## begin Records supplied
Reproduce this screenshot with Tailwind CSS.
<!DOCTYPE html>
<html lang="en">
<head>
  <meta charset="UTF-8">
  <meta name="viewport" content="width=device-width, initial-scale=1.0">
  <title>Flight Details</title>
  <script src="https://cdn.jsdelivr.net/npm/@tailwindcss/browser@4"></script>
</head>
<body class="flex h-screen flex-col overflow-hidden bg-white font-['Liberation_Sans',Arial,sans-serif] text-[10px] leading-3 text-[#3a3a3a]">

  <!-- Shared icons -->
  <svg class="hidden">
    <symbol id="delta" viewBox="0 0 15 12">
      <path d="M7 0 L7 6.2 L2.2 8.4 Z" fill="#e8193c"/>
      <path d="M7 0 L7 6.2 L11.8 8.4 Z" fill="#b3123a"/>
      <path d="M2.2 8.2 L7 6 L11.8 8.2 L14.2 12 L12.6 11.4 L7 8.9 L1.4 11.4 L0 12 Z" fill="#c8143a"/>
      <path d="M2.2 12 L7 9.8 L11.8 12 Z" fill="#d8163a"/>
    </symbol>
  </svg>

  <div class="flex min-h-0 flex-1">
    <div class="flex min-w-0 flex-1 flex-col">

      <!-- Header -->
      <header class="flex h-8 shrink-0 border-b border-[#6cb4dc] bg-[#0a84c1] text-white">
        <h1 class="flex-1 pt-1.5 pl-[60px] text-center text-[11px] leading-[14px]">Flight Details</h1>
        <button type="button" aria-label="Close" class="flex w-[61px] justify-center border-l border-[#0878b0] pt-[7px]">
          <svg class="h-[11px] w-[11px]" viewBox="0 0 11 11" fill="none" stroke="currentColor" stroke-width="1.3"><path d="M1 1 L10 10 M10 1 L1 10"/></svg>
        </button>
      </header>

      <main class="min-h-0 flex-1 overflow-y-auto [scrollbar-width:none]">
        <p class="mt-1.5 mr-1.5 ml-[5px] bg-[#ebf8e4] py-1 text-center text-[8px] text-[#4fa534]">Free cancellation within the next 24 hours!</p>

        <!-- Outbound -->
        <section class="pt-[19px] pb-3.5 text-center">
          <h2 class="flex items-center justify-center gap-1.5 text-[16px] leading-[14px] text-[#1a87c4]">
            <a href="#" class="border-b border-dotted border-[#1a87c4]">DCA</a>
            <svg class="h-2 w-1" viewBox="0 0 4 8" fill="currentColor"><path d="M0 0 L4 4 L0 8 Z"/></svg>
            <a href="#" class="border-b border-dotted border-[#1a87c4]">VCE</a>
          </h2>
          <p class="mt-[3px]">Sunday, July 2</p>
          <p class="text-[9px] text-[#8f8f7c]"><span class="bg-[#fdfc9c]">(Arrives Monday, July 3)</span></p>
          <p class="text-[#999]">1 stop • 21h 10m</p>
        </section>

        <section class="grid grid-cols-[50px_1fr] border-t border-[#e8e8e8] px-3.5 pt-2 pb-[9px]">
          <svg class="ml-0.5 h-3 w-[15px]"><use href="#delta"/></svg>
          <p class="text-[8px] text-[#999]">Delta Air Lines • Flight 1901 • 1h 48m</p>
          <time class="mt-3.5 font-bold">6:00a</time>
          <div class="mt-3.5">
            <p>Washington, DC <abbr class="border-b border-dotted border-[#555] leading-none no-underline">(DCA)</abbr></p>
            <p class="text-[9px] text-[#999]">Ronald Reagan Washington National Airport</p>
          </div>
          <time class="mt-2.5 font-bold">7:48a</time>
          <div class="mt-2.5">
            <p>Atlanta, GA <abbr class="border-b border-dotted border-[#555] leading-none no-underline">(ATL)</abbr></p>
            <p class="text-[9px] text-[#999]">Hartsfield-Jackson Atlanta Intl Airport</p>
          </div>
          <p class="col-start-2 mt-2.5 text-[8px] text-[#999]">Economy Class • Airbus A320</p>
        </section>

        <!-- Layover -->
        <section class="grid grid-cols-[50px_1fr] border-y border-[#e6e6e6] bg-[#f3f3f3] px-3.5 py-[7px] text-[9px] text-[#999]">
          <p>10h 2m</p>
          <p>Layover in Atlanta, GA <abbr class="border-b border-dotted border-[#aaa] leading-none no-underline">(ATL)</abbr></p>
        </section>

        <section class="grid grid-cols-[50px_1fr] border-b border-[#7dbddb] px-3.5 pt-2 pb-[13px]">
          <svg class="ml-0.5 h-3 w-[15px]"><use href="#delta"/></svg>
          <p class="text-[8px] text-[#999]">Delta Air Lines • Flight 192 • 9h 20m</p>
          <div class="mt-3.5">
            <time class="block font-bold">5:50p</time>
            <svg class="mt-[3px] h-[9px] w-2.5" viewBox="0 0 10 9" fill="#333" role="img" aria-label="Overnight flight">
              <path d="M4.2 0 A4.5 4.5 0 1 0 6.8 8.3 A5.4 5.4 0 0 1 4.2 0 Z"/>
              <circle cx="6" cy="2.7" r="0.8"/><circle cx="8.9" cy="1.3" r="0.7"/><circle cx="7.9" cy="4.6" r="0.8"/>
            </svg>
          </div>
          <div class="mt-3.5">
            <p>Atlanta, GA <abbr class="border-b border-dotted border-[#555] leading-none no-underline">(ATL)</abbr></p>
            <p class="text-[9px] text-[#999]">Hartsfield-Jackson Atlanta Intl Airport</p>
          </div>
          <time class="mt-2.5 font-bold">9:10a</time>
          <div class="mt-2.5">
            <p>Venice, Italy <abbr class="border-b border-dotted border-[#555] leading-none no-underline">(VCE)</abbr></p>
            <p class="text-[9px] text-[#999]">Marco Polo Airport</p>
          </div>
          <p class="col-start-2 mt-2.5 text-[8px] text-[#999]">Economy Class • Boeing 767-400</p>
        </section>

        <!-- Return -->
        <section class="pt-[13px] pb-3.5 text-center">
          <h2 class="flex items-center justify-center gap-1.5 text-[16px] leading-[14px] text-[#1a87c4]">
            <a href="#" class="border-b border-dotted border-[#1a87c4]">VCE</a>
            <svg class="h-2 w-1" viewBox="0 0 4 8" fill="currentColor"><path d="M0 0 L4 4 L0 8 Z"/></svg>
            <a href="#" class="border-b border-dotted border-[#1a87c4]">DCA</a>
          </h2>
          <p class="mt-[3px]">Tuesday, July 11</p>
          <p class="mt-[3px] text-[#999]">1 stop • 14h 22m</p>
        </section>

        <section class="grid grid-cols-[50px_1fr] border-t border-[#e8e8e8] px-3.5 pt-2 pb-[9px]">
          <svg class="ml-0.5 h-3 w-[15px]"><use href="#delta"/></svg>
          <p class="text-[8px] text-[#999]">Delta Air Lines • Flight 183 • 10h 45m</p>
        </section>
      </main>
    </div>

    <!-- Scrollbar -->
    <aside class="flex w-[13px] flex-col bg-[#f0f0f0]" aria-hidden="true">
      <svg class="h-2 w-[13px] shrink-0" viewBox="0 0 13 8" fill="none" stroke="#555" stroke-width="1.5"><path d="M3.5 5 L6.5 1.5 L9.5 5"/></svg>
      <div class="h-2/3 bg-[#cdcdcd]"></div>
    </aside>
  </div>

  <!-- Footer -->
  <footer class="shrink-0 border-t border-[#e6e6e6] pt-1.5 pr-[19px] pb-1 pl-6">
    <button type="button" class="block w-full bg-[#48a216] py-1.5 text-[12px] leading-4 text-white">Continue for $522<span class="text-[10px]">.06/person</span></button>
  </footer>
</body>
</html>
## end Records supplied
## begin Records supplied
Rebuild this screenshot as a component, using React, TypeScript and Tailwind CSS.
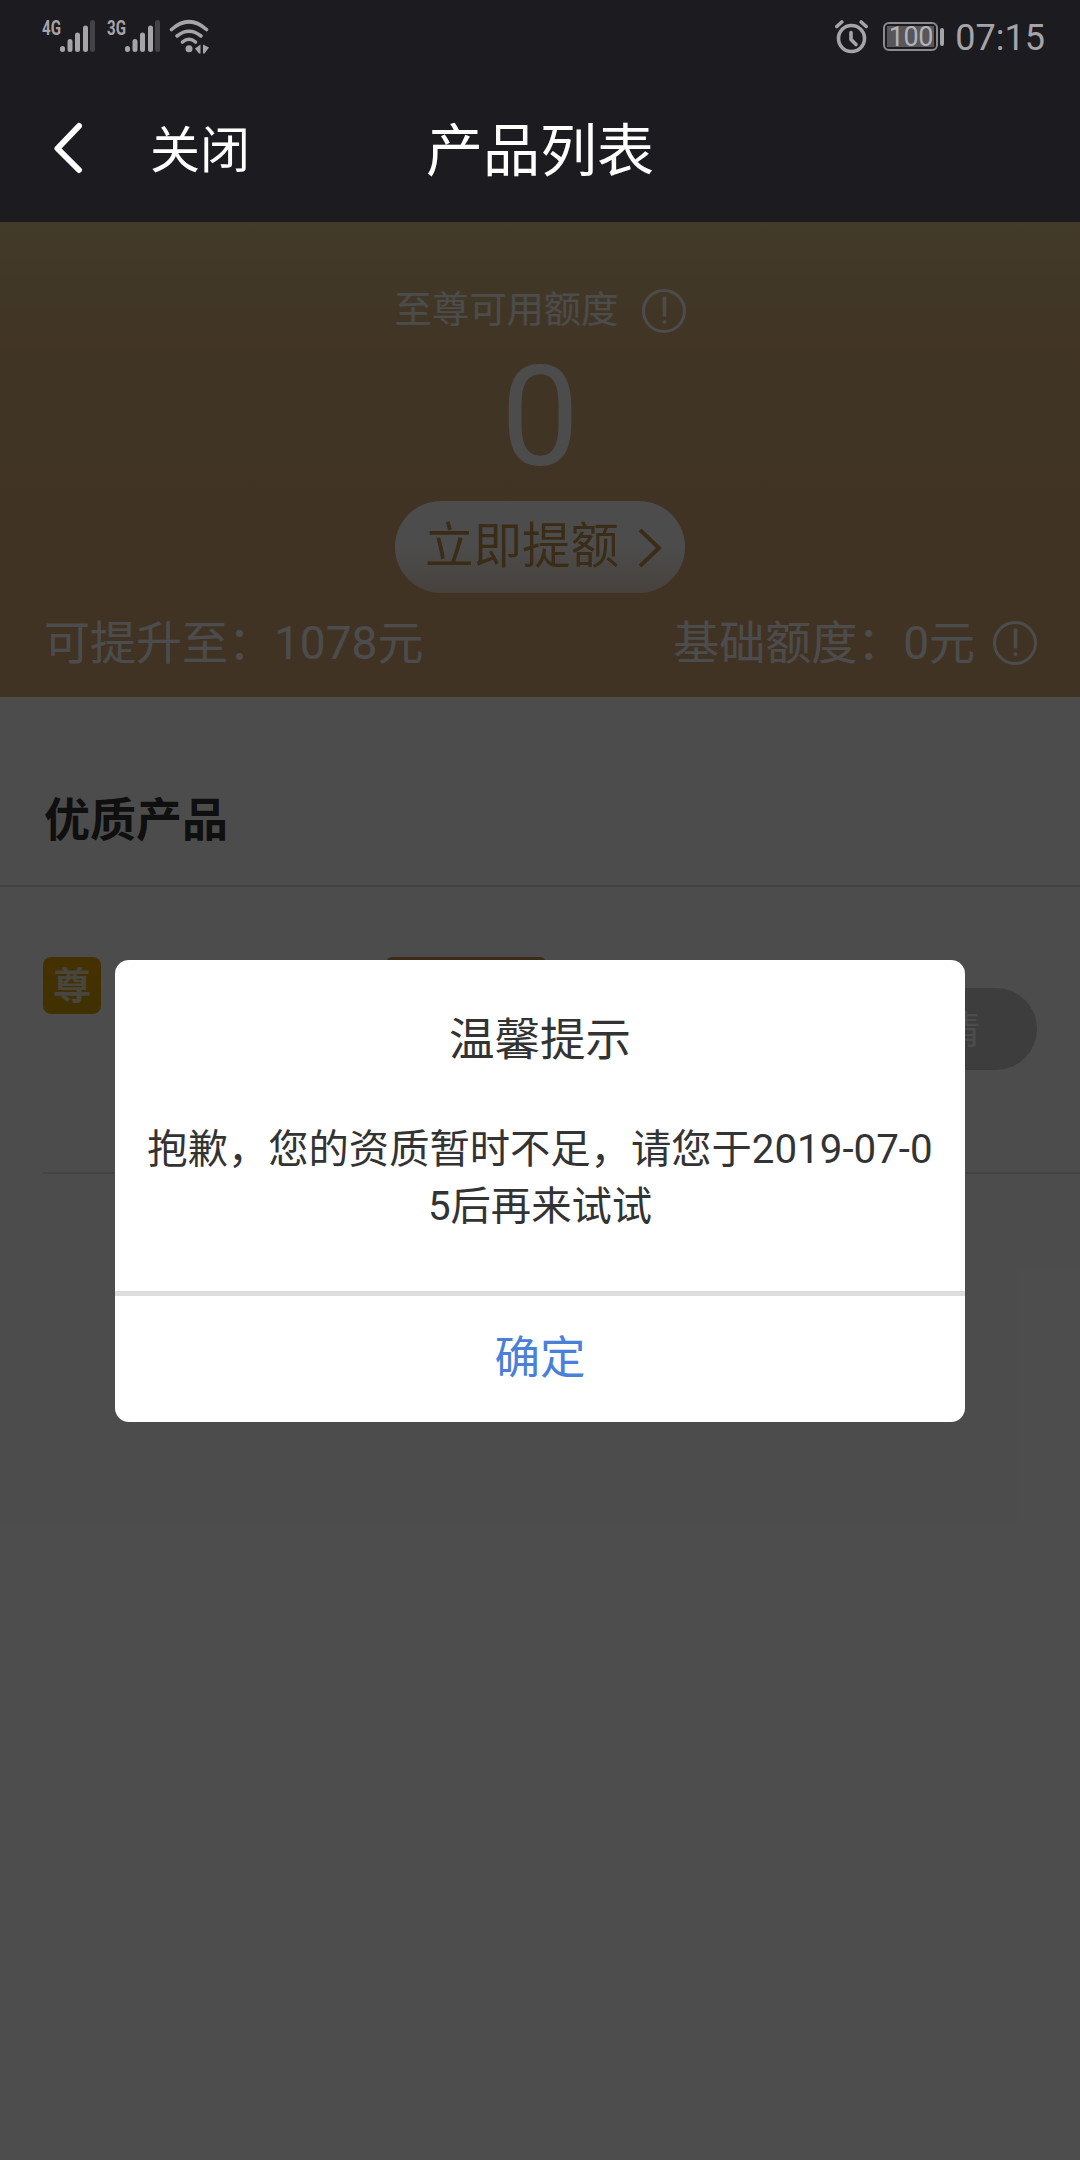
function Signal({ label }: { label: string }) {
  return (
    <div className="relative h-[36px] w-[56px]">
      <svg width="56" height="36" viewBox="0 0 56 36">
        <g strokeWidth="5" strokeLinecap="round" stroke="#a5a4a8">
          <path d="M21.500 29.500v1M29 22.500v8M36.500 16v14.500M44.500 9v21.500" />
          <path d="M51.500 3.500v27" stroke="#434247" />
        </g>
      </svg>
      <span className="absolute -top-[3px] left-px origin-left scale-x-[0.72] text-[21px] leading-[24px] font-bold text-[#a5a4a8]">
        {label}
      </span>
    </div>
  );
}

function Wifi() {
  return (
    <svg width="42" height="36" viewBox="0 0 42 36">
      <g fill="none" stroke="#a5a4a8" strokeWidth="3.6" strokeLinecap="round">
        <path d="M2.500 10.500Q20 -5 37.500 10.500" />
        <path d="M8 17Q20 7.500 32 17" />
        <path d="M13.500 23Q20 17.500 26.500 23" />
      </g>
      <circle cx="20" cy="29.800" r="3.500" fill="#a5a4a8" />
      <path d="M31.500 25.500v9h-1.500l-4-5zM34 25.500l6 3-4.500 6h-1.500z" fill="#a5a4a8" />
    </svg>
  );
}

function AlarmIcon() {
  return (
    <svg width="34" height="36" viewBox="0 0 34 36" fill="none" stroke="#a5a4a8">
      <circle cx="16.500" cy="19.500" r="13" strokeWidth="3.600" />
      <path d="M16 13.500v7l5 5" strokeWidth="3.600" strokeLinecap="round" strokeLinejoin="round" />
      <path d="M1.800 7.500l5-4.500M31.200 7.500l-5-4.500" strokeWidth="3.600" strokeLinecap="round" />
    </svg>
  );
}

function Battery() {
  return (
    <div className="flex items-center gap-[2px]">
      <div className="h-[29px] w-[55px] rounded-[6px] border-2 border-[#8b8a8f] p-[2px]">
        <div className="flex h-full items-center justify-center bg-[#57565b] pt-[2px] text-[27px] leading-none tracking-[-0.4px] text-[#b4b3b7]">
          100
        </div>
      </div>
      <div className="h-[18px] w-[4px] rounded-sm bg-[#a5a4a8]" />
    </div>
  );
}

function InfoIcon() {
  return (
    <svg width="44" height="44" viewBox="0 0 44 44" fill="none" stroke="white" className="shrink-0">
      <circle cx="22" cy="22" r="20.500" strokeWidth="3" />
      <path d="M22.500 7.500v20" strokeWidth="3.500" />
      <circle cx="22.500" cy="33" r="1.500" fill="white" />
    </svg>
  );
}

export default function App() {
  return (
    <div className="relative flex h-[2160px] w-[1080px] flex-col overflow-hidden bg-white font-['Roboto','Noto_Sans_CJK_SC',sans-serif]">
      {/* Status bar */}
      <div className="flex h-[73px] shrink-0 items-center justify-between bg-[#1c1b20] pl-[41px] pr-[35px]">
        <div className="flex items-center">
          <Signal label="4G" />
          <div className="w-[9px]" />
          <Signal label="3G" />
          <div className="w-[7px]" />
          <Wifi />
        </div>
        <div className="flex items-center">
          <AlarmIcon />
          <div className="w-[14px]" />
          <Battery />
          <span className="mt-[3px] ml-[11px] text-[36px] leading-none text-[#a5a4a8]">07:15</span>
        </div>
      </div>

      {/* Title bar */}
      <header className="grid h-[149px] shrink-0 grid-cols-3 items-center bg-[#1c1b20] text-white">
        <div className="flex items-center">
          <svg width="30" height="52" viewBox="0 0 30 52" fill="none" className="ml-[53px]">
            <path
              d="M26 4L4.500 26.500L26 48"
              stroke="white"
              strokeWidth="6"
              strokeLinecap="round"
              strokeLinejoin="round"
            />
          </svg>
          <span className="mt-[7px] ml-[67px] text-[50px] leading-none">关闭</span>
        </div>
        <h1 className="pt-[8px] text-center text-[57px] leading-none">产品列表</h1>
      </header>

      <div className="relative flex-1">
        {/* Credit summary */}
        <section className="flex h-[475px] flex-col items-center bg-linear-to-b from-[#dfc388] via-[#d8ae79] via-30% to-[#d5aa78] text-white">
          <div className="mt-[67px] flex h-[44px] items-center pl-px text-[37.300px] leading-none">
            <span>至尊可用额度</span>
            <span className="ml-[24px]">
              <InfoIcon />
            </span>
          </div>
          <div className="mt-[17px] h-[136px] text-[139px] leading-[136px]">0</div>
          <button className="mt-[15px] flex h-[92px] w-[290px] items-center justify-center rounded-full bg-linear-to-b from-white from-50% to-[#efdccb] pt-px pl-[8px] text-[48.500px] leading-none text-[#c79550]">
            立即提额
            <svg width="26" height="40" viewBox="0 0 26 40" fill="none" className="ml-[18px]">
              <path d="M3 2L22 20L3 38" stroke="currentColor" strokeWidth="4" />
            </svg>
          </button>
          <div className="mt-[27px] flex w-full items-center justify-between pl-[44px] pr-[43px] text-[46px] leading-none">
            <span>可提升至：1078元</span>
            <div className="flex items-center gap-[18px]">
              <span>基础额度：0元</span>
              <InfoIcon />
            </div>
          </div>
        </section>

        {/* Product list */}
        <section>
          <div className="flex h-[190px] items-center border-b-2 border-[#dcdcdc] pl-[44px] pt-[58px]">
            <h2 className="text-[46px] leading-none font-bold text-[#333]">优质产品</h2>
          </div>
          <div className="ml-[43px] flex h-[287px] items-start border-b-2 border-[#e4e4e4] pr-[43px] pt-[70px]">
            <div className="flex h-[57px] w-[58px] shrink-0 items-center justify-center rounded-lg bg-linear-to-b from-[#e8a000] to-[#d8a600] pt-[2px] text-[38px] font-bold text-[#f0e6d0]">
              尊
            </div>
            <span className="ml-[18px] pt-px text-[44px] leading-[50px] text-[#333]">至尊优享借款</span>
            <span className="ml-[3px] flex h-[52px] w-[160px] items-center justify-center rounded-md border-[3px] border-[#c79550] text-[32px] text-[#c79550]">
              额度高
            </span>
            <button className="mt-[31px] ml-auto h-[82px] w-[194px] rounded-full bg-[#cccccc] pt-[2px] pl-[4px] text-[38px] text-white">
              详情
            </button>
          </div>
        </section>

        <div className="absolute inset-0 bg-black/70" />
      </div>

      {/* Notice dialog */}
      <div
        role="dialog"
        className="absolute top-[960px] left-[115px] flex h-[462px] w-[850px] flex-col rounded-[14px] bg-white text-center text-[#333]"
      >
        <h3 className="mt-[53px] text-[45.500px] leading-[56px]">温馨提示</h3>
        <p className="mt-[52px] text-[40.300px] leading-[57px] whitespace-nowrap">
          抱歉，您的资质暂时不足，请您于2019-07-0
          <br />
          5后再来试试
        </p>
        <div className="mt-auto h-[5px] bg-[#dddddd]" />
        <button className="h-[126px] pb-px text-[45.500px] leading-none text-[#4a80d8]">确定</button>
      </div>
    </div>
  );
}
## end Records supplied
▶ _Stated task_
In the listing above, locate the line containing "Reproduce this screenshot with Tailwind CSS." and the line containing "h-screen flex-col overflow-hidden". Transcribe those two lines and everything between them, exactly as written.

▶ _Result of the task_
Reproduce this screenshot with Tailwind CSS.
<!DOCTYPE html>
<html lang="en">
<head>
  <meta charset="UTF-8">
  <meta name="viewport" content="width=device-width, initial-scale=1.0">
  <title>Flight Details</title>
  <script src="https://cdn.jsdelivr.net/npm/@tailwindcss/browser@4"></script>
</head>
<body class="flex h-screen flex-col overflow-hidden bg-white font-['Liberation_Sans',Arial,sans-serif] text-[10px] leading-3 text-[#3a3a3a]">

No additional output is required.